Trump economic advisor Larry Kudlow falsely claimed the other day that “the deficit is coming down fast” on the Maria Bartiromo program. It is actually skyrocketing but neither she nor her producers are aware of this so it went unchallenged. If you believe something hard enough, I guess you can convince yourself to the point where making any statement is possible. Supply-siders truly believe that unleashing the economy from taxes and continuing to spend will ultimately lead to faster growth which should offset the deficit. Despite the fact that this has never happened. The only thing that’s turned deficits into budget surpluses over the last fifty years is a stock market bubble, producing enormous capex spending and enormous cap gains taxes. The late 1960’s and the early 2000’s. That’s the only time we’ve seen it and it wasn’t sustainable in either case. Gigantic secular bear markets followed both occurrences. Look it up.
But if you’re an ideologue, none of this is necessary to think about. It doesn’t even enter the conversation.
My friend Cullen Roche wrote a very good explainer about why the deficit is going up, and some reasons for why it’s not actually the worst thing in the world. Larry would be better off making this case rather than repeating the lie:
Let’s Talk About that “Rapidly” Falling Deficit (Pragmatic Capitalism)
The deficit is not what’s causing consternation these days, though. It’s the trade war. No one wants it. It’s not going to save jobs, it’s going to crush jobs, hurt consumer confidence, raise prices, alienate us from our allies and trading partners, strengthen China’s hand and probably cause all kinds of negative adjustments for US manufacturers, our export markets and the global supply chain.
The one thing it does really well is tie into the narrative that foreigners are f***ing over white blue collar Americans from the heartland, so you can expect the ideologues to stand pat and keep fighting.

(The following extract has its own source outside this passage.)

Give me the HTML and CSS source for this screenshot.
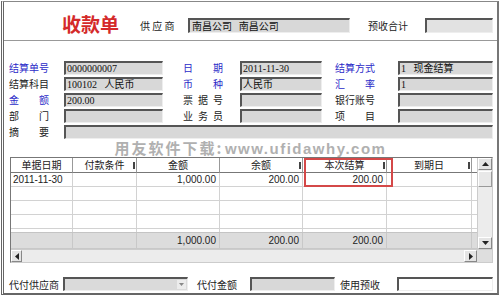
FILE: index.html
```html
<!DOCTYPE html>
<html lang="zh-CN">
<head>
  <meta charset="UTF-8" />
  <title>收款单</title>
  <link rel="stylesheet" href="styles.css">
</head>
<body>
  <div class="bill">
    <div class="head">
      <h1 class="title">收款单</h1>
      <span class="head-lbl">供 应 商</span>
      <div class="box vendor">南昌公司&nbsp;&nbsp;&nbsp;南昌公司</div>
      <span class="head-lbl2">预收合计</span>
      <div class="box sum"></div>
    </div>

    <div class="fields">
      <label class="lbl blue">结算单号</label>
      <div class="box">0000000007</div>
      <label class="lbl mid blue">日期</label>
      <div class="box">2011-11-30</div>
      <label class="lbl right blue">结算方式</label>
      <div class="box">1&nbsp;&nbsp;&nbsp;现金结算</div>

      <label class="lbl">结算科目</label>
      <div class="box">100102&nbsp;&nbsp;&nbsp;人民币</div>
      <label class="lbl mid blue">币种</label>
      <div class="box">人民币</div>
      <label class="lbl right blue">汇率</label>
      <div class="box">1</div>

      <label class="lbl blue">金额</label>
      <div class="box">200.00</div>
      <label class="lbl mid">票据号</label>
      <div class="box"></div>
      <label class="lbl right">银行账号</label>
      <div class="box"></div>

      <label class="lbl">部门</label>
      <div class="box"></div>
      <label class="lbl mid">业务员</label>
      <div class="box"></div>
      <label class="lbl right">项目</label>
      <div class="box"></div>

      <label class="lbl">摘要</label>
      <div class="box wide"></div>
    </div>

    <div class="watermark"><span class="wm-cn">用友软件下载</span>: <span class="wm-en">www.ufidawhy.com</span></div>

    <div class="grid-wrap">
      <div class="grid-main">
        <div class="table">
          <div class="row hdr">
            <div>单据日期</div>
            <div>付款条件<i class="mark"></i></div>
            <div>金额</div>
            <div>余额<i class="mark"></i></div>
            <div>本次结算<i class="mark"></i></div>
            <div>到期日<i class="mark"></i></div>
            <div></div>
          </div>
          <div class="row">
            <div class="txt">2011-11-30</div>
            <div></div>
            <div class="num">1,000.00</div>
            <div class="num">200.00</div>
            <div class="num">200.00</div>
            <div></div>
            <div></div>
          </div>
          <div class="row"><div></div><div></div><div></div><div></div><div></div><div></div><div></div></div>
          <div class="row"><div></div><div></div><div></div><div></div><div></div><div></div><div></div></div>
          <div class="row"><div></div><div></div><div></div><div></div><div></div><div></div><div></div></div>
          <div class="row part"><div></div><div></div><div></div><div></div><div></div><div></div><div></div></div>
          <div class="row total">
            <div></div>
            <div></div>
            <div class="num">1,000.00</div>
            <div class="num">200.00</div>
            <div class="num">200.00</div>
            <div></div>
            <div></div>
          </div>
        </div>
        <div class="vscroll">
          <div class="sbtn up"><svg width="7" height="4" viewBox="0 0 7 4"><path d="M0 4 L3.5 0 L7 4 Z" fill="#222"/></svg></div>
          <div class="thumb"></div>
          <div class="track"></div>
          <div class="sbtn down"><svg width="7" height="4" viewBox="0 0 7 4"><path d="M0 0 L3.5 4 L7 0 Z" fill="#222"/></svg></div>
        </div>
      </div>
      <div class="hscroll">
        <div class="sbtn left"><svg width="4" height="7" viewBox="0 0 4 7"><path d="M4 0 L0 3.5 L4 7 Z" fill="#222"/></svg></div>
        <div class="track"></div>
        <div class="sbtn right"><svg width="4" height="7" viewBox="0 0 4 7"><path d="M0 0 L4 3.5 L0 7 Z" fill="#222"/></svg></div>
        <div class="corner"></div>
      </div>
      <div class="focus-box"></div>
    </div>

    <div class="foot">
      <span class="foot-lbl">代付供应商</span>
      <div class="box combo"><span class="drop"><svg width="5" height="3" viewBox="0 0 5 3"><path d="M0 0 L2.5 3 L5 0 Z" fill="#888"/></svg></span></div>
      <span class="foot-lbl2">代付金额</span>
      <div class="box pay"></div>
      <span class="foot-lbl3">使用预收</span>
      <div class="box use"></div>
    </div>
  </div>
</body>
</html>
```

FILE: styles.css
```css
body {
  margin: 0;
  background: #fff;
  font-family: "Noto Sans CJK SC", sans-serif;
  font-size: 10px;
  color: #222;
}
.bill {
  box-sizing: border-box;
  width: 498px;
  height: 294px;
  margin: 1px 0 0 1px;
  border-top: 1px solid #888;
  border-left: 3px double #666;
  border-right: 2px solid #777;
  border-bottom: 2px solid #666;
}
.box {
  box-sizing: border-box;
  height: 14px;
  background: #d8d8d8;
  border-top: 2px solid #555;
  border-left: 2px solid #555;
  border-right: 1px solid #eee;
  border-bottom: 1px solid #eee;
  padding-left: 1px;
  font-family: "Liberation Serif", "Noto Sans CJK SC", serif;
  font-size: 10px;
  line-height: 11px;
  color: #111;
  white-space: nowrap;
  overflow: hidden;
}

/* header */
.head {
  box-sizing: border-box;
  height: 39px;
  padding-top: 8px;
  display: flex;
  align-items: center;
  border-bottom: 1px solid #999;
}
.title {
  margin: -2px 0 0 58px;
  font-size: 19px;
  font-weight: bold;
  color: #d42a2a;
  line-height: 22px;
}
.head-lbl {
  margin-left: 21px;
  width: 30px;
  white-space: nowrap;
}
.vendor {
  margin-left: 18px;
  width: 162px;
  height: 15px;
  padding-left: 2px;
  line-height: 12px;
  font-family: "Noto Sans CJK SC", sans-serif;
}
.head-lbl2 {
  margin-left: 18px;
  width: 40px;
}
.sum {
  margin-left: 17px;
  width: 68px;
  height: 15px;
  background: #e2e2e2;
}

/* fields */
.fields {
  display: grid;
  grid-template-columns: 55px 99px 77px 82px 76px 95px;
  grid-auto-rows: 14px;
  row-gap: 2px;
  padding: 20px 0 0 5px;
}
.lbl {
  width: 40px;
  line-height: 14px;
  white-space: nowrap;
  text-align: justify;
  text-align-last: justify;
}
.lbl.mid {
  margin-left: 20px;
}
.lbl.right {
  margin-left: 13px;
}
.blue {
  color: #2b2bc8;
}
.wide {
  grid-column: 2 / 7;
}

/* watermark */
.watermark {
  height: 18px;
  line-height: 18px;
  text-align: center;
  font-size: 15px;
  font-weight: bold;
  color: #b0b0b0;
}
.wm-cn {
  letter-spacing: 2px;
}
.wm-en {
  font-family: "Liberation Sans", sans-serif;
  letter-spacing: 1.5px;
}

/* grid */
.grid-wrap {
  position: relative;
  box-sizing: border-box;
  width: 483px;
  margin-left: 6px;
  border: 1px solid;
  border-color: #777 #ccc #ccc #777;
}
.grid-main {
  display: flex;
}
.table {
  flex: 1;
}
.row {
  display: grid;
  grid-template-columns: 62px 64px 83px 83px 84px 85px 5px;
  height: 14px;
}
.row > div {
  box-sizing: border-box;
  border-right: 1px solid #d2d2d2;
  border-bottom: 1px solid #d2d2d2;
  line-height: 13px;
  white-space: nowrap;
}
.row > div:last-child {
  border-right: none;
}
.hdr {
  height: 15px;
}
.hdr > div {
  position: relative;
  text-align: center;
  line-height: 14px;
  border-right-color: #999;
  border-bottom-color: #777;
}
.mark {
  position: absolute;
  right: 1px;
  top: 4px;
  width: 2px;
  height: 7px;
  background: #444;
}
.part {
  height: 3px;
}
.part > div {
  border-bottom: none;
}
.total {
  height: 16px;
  background: #dcdcdc;
  border-top: 1px solid #c4c4c4;
}
.total > div {
  line-height: 15px;
  border-color: #c8c8c8;
}
.txt {
  padding-left: 2px;
  font-family: "Liberation Sans", sans-serif;
}
.num {
  text-align: right;
  padding-right: 3px;
  font-family: "Liberation Sans", sans-serif;
}
.vscroll {
  width: 15px;
  display: flex;
  flex-direction: column;
  background: #ececec;
  border-left: 1px solid #ccc;
  box-sizing: border-box;
}
.sbtn {
  box-sizing: border-box;
  display: flex;
  align-items: center;
  justify-content: center;
  background: #e4e4e4;
  border: 1px solid;
  border-color: #fff #888 #888 #fff;
}
.vscroll .sbtn {
  height: 12px;
}
.thumb {
  height: 14px;
  margin-top: 1px;
  background: #e8e8e8;
  border: 1px solid;
  border-color: #fff #999 #999 #fff;
}
.track {
  flex: 1;
}
.hscroll {
  display: flex;
  height: 13px;
  background: #ececec;
  border-top: 1px solid #ccc;
  box-sizing: border-box;
}
.hscroll .sbtn.left {
  width: 11px;
}
.hscroll .sbtn.right {
  width: 13px;
}
.corner {
  width: 15px;
  background: #dedede;
}
.focus-box {
  position: absolute;
  left: 293px;
  top: 0;
  width: 89px;
  height: 29px;
  box-sizing: border-box;
  border: 2px solid #d44848;
}

/* footer */
.foot {
  display: flex;
  align-items: center;
  height: 14px;
  margin-top: 14px;
  padding-left: 5px;
}
.foot-lbl {
  width: 50px;
  white-space: nowrap;
}
.combo {
  position: relative;
  margin-left: 4px;
  width: 125px;
  background: #dadada;
}
.drop {
  position: absolute;
  right: 1px;
  top: 1px;
  width: 9px;
  height: 9px;
  display: flex;
  align-items: center;
  justify-content: center;
  background: #ececec;
}
.foot-lbl2 {
  margin-left: 9px;
  width: 40px;
}
.pay {
  margin-left: 13px;
  width: 85px;
}
.foot-lbl3 {
  margin-left: 5px;
  width: 40px;
}
.use {
  margin-left: 17px;
  width: 96px;
  background: #fff;
}
```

It’s easier to make this claim than to discuss automation, the need for increasing technical skills and the benefits of education.
Wilbur Ross, who ought to know better given his experience in global industrial investing, is still play-acting from the land of make-believe for the benefit of his boss’s feelings. This morning he said the stock market’s jitters don’t enter into the equation.
Wilbur Ross: There’s no downside level in the stock market that would change Trump trade policy (CNBC)
We also know that this isn’t true, because if it were then Trumplandia’s economic officials wouldn’t be courting the financial media so ubiquitously.
After appearing on @CNBC, Sec. Mnuchin stayed plugged in to hear recap + stock market reaction.
After past appearances, Peter Navarro, Kevin Hassett and Larry Kudlow did the same thing.
The administration cares very much what its words and policies do to the market. pic.twitter.com/doPTR8pFmC
— Kayla Tausche (@kaylatausche) June 27, 2018
Obviously there is a level. But we’re probably nowhere near it. The President can’t go into the midterms with weakening economic data or a stock market in prolonged correction. And he doesn’t have to. So long as the damage between the US and the EU / Canada isn’t permanent, a lot of the rhetoric and proposed tariffs can still be cooled off. Maybe that’s how things resolve themselves later this summer.
We’ll see if there’s a pragmatic side to the ideologues after all. Until then, the stock market churns its through the day to day headlines. You don’t have to spend your summer churning along with it.